Work to complete:
State how many lines of the entries below hold the word "Output"; reply with nothing but the number.
** start of Data **
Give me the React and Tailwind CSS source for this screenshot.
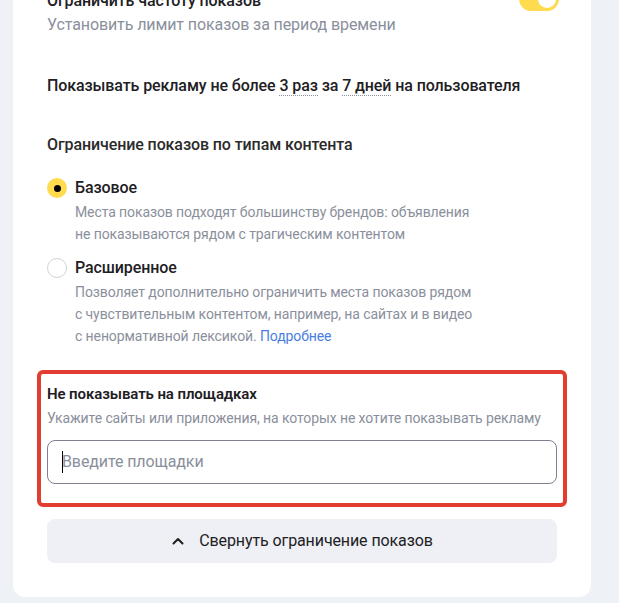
** end of Data **
** start of Data **
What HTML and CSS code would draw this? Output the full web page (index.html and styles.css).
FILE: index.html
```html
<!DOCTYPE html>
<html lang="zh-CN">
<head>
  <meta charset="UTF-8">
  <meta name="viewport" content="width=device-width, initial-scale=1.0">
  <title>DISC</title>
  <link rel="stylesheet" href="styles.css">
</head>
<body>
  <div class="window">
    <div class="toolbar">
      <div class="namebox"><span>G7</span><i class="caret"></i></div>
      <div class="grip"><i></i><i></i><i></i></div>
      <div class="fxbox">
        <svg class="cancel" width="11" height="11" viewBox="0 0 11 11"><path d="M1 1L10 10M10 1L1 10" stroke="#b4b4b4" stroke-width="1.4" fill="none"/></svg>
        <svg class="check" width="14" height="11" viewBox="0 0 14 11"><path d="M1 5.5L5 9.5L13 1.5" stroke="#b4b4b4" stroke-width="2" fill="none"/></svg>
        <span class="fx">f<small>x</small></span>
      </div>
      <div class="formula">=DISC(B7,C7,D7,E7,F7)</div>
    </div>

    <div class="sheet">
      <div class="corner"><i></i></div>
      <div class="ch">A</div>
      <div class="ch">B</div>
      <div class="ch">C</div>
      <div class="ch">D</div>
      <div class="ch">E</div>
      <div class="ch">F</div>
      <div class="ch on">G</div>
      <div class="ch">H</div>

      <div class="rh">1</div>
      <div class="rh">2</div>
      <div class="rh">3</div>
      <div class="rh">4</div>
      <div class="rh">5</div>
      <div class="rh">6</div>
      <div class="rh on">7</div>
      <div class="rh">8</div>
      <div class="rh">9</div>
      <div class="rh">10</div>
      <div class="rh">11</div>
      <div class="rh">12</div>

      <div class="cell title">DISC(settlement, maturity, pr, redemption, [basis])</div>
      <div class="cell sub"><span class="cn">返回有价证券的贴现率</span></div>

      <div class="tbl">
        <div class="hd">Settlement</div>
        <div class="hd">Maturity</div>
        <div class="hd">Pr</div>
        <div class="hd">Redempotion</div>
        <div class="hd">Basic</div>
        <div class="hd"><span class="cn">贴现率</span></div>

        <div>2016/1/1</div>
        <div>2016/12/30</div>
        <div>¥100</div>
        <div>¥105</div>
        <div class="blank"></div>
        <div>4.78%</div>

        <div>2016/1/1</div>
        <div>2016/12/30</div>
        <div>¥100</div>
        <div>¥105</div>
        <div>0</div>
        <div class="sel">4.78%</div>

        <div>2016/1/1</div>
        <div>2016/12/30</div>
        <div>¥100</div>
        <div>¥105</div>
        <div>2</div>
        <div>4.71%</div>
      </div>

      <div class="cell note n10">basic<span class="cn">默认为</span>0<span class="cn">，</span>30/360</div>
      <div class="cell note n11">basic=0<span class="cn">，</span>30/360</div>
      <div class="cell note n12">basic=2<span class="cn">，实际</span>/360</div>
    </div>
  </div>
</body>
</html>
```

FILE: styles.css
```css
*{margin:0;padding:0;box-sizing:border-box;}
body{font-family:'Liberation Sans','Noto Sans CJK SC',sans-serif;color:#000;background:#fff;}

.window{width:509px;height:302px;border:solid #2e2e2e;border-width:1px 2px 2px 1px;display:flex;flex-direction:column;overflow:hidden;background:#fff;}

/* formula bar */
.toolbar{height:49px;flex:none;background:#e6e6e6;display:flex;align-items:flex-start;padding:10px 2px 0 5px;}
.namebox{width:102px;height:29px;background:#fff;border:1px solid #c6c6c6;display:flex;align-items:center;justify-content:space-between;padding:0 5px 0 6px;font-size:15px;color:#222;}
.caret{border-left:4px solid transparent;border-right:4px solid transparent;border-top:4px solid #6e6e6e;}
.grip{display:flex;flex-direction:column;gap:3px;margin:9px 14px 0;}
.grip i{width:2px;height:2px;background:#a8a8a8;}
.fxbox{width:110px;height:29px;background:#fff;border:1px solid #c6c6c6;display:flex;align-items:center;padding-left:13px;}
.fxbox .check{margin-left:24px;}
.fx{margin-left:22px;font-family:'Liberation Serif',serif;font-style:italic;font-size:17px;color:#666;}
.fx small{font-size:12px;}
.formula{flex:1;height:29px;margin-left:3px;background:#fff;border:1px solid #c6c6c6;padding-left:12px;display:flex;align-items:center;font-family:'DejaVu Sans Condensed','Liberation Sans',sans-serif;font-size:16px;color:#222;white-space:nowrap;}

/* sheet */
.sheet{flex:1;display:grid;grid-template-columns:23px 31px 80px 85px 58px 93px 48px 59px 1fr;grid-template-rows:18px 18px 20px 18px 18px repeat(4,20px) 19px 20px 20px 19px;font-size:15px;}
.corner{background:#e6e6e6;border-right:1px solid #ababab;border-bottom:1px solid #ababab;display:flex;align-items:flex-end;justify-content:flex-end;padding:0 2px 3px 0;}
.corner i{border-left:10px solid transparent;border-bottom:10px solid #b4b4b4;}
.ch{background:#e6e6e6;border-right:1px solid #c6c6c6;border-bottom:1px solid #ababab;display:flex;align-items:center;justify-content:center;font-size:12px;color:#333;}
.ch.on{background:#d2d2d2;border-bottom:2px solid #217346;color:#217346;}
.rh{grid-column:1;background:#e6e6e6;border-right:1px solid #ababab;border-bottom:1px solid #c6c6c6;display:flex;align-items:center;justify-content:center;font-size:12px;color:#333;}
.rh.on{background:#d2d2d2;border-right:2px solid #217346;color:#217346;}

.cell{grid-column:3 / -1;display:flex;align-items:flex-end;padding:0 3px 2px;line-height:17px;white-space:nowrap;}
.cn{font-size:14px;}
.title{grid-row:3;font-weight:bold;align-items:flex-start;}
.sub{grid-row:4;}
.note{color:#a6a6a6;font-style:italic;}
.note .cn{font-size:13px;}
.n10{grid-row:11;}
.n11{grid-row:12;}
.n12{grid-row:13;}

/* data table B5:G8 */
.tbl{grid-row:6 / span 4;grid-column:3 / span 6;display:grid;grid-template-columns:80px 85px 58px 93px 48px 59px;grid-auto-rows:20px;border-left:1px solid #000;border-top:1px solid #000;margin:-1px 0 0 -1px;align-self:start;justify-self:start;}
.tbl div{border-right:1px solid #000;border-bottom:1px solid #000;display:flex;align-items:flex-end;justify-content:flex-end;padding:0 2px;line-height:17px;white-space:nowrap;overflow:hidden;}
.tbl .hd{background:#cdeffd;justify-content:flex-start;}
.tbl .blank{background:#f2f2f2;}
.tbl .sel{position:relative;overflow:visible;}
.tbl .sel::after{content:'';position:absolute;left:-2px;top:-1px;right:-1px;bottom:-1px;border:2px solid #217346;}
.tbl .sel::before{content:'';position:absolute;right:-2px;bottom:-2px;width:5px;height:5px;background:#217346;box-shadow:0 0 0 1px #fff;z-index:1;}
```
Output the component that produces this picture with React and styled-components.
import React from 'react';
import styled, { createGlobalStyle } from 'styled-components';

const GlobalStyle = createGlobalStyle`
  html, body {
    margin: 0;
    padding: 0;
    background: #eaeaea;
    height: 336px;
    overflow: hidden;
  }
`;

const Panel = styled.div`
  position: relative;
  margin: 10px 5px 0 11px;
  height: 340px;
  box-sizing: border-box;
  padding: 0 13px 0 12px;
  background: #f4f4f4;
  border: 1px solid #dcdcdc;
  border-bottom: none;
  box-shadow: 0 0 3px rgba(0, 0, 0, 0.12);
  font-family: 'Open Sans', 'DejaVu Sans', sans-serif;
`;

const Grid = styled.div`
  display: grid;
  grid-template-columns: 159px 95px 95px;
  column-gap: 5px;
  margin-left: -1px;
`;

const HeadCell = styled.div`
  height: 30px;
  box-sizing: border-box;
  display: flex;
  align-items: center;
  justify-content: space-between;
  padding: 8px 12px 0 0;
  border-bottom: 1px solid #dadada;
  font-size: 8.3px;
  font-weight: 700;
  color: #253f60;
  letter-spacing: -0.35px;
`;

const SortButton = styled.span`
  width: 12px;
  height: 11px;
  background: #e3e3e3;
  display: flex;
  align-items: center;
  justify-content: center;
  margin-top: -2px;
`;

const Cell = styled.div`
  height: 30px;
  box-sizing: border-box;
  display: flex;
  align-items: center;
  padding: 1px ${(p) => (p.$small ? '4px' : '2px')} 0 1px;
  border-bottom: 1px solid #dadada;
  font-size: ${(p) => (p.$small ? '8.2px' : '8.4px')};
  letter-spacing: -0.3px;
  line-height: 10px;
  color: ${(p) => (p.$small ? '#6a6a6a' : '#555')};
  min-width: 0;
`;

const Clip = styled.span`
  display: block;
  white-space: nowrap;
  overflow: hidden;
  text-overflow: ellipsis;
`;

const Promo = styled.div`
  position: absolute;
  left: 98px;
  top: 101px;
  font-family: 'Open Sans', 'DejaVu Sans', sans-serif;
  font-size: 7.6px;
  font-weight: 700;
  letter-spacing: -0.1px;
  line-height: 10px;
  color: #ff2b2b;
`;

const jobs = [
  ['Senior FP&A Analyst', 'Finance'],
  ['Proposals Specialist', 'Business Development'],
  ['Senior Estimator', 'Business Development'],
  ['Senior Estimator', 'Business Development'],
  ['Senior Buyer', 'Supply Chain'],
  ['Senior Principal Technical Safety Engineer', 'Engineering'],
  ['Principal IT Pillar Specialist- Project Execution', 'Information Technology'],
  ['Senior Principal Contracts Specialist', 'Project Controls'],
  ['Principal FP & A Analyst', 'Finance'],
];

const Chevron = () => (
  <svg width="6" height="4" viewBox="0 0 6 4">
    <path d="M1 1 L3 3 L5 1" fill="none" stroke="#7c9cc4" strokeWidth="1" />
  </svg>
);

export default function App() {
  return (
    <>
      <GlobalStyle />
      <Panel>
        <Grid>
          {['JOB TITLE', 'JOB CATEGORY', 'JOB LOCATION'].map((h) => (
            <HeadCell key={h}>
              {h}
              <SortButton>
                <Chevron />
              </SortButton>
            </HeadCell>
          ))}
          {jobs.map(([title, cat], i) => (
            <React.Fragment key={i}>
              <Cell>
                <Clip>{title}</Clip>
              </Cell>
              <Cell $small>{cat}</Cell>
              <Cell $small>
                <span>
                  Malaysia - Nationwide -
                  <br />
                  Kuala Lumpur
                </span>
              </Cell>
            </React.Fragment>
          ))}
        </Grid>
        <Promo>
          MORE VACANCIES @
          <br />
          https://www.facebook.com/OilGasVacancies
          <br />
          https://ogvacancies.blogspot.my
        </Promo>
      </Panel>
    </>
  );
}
** end of Data **
** start of Data **
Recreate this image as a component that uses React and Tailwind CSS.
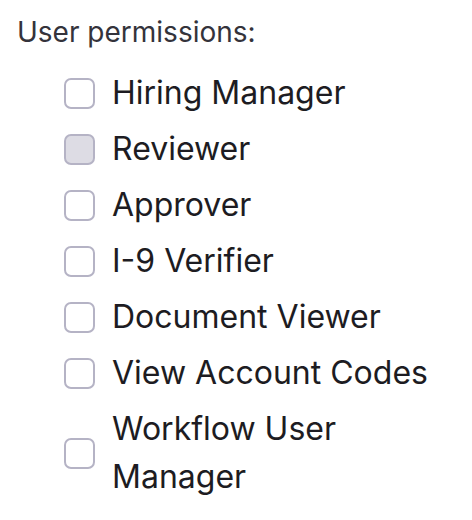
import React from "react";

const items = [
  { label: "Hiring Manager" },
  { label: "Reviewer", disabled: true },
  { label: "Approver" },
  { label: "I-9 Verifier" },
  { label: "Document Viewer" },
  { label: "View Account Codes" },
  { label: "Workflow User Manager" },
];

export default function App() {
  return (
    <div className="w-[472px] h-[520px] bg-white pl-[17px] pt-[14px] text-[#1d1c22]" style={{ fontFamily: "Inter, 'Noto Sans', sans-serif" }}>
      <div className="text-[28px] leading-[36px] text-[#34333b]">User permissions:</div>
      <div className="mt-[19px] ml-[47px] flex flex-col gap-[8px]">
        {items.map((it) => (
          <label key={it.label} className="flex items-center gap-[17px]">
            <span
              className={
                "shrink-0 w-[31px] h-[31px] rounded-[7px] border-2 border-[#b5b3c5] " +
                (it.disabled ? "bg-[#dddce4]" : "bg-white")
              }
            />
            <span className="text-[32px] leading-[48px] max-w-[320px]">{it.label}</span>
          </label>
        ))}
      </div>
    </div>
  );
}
** end of Data **
Exercise answer:
2